Personal information
- Full name: Óscar Serrano Rodríguez
- Date of birth: 30 September 1981 (age 44)
- Place of birth: Blanes, Spain
- Height: 1.78 m (5 ft 10 in)
- Position: Winger

Youth career
- Blanes
- 1997–1999: Barcelona
- 1999–2000: Vilobí

Senior career*
- Years: Team / Apps / (Gls)
- 2000–2001: Vilobí / 23 / (8)
- 2001–2002: Guixols / 33 / (22)
- 2002–2004: Figueres / 58 / (5)
- 2004–2005: Espanyol / 30 / (2)
- 2005–2012: Racing Santander / 177 / (13)
- 2012–2013: Levante / 6 / (0)
- 2013–2014: Alavés / 16 / (1)
- Total:  / 343 / (51)

International career
- 2004–2010: Catalonia / 7 / (0)

= Óscar Serrano (footballer) =

Spanish footballer

Óscar Serrano Rodríguez (born 30 September 1981) is a Spanish former professional footballer who played as a left winger.

He spent most of his career with Racing de Santander, appearing in 206 competitive matches over six and a half seasons and scoring 16 goals. In La Liga, he also played for Espanyol and Levante.

==Club career==
Born in Blanes, Girona, Catalonia, Serrano was still playing amateur football already in his 20s but, in July 2004, he went straight out of Segunda División B club UE Figueres to La Liga with neighbouring RCD Espanyol, for only €180.000, being an important attacking element in his only season (22 starts, 1.933 minutes of action) to help the latter to finish fifth and qualify for the UEFA Cup.
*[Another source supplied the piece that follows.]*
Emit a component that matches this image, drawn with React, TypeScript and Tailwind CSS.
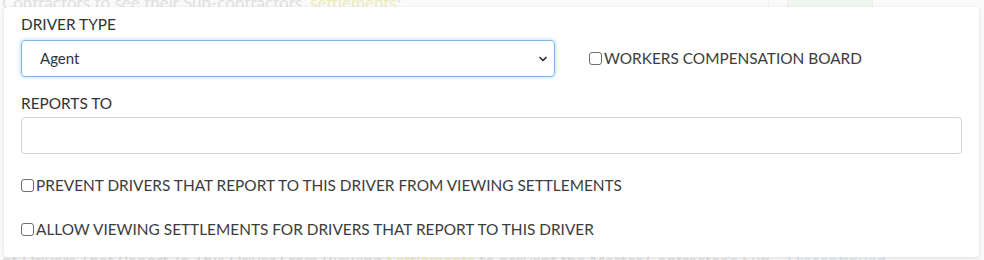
import { ChevronDown } from 'lucide-react';

// Checkbox row used three times in the form.
function CheckRow({ label }: { label: string }) {
  return (
    <label className="flex items-center gap-[2px] text-[15.4px] leading-[18px] text-[#3c3c3c]">
      <span className="inline-block w-[13px] h-[13px] rounded-[3px] border border-[#6e6e6e] bg-white" />
      <span>{label}</span>
    </label>
  );
}

export default function App() {
  return (
    <div
      className="relative w-[984px] h-[260px] overflow-hidden bg-[#fafafa]"
      style={{ fontFamily: 'Lato, "Open Sans", sans-serif' }}
    >
      {/* faded page behind the popover */}
      <div className="absolute left-[2px] top-[-7px] text-[17px] leading-[20px] text-[#e0e0e0] whitespace-nowrap">
        Contractors to see their Sub-contractors' <span className="text-[#eaedbb]">settlements</span>:
      </div>
      <div className="absolute left-[787px] top-[-12px] w-[86px] h-[24px] rounded-md bg-[#eef6f1] border border-[#e4efe8]" />
      <div className="absolute left-[768px] top-0 w-px h-[260px] bg-[#f0f0f0]" />
      <div className="absolute left-[2px] top-[251px] text-[17px] leading-[20px] text-[#e0e0e0] whitespace-nowrap">
        nt Drivers That Report To This Driver From Viewing <span className="text-[#eaedbb]">Settlements</span> to prevent the Master Contractor's Sub
      </div>
      <div className="absolute left-[787px] top-[251px] text-[17px] leading-[20px] text-[#dbe3f0]">Discontinued</div>

      {/* popover card */}
      <div className="absolute left-[4px] top-[7px] w-[975px] h-[250px] bg-white rounded-[4px] shadow-[0_1px_4px_rgba(0,0,0,0.12)] px-[17px] pt-[8px] flex flex-col">
        <div className="flex items-start">
          <div className="w-[534px] flex flex-col">
            <div className="text-[15.4px] leading-[18px] text-[#333] mb-[7px]">DRIVER TYPE</div>
            <div className="h-[37px] rounded-[4px] border border-[#7db6e8] shadow-[0_0_4px_rgba(102,175,233,0.55)] flex items-center pl-[18px] pr-[5px]">
              <span className="flex-1 text-[15px] text-[#333]">Agent</span>
              <ChevronDown className="w-[12px] h-[12px] text-[#333]" strokeWidth={3.5} />
            </div>
          </div>
          <div className="ml-[34px] mt-[34px]">
            <CheckRow label="WORKERS COMPENSATION BOARD" />
          </div>
        </div>

        <div className="text-[15.4px] leading-[18px] text-[#333] mt-[17px] mb-[5px]">REPORTS TO</div>
        <div className="h-[37px] rounded-[4px] border border-[#d2d2d2] bg-white" />

        <div className="mt-[22px]">
          <CheckRow label="PREVENT DRIVERS THAT REPORT TO THIS DRIVER FROM VIEWING SETTLEMENTS" />
        </div>
        <div className="mt-[26px]">
          <CheckRow label="ALLOW VIEWING SETTLEMENTS FOR DRIVERS THAT REPORT TO THIS DRIVER" />
        </div>
      </div>
    </div>
  );
}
Serrano signed with Racing de Santander for the 2005–06 campaign, appearing in 34 matches with three goals in his third year as the Cantabrians achieved a first ever UEFA Cup qualification. A skilled player with a volatile temperament, he was booked an average of ten times in his first four years, also being sent off in four games.
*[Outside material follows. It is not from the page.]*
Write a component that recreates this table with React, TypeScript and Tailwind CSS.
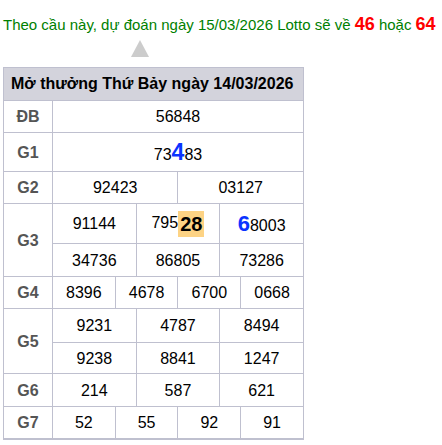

Serrano played 33 matches in 2009–10, scoring three times as Racing again retained their league status. On 25 April 2010, during a home loss against Villarreal CF, he sustained a serious anterior cruciate ligament injury which would sideline him until December; he celebrated his comeback by netting in a 1–0 away win over RCD Mallorca – in the 90th minute – having taken the pitch two minutes before, but relapsed shortly after, being limited to only four league appearances as his team again managed to stay afloat.

Upon recovering full fitness, Serrano never managed to return to starting duties again. On 24 January 2012, he terminated his contract with Racing and joined fellow top-tier side Levante UD, being sent off in his first game, a 0–3 home defeat to Valencia CF in the quarter-finals of the Copa del Rey (7–1 on aggregate).

In August 2013, following a successful trial, Serrano agreed to a contract with Deportivo Alavés in the Segunda División. He scored his only goal for the Basques on 14 December, closing the 2–1 home victory against CD Lugo.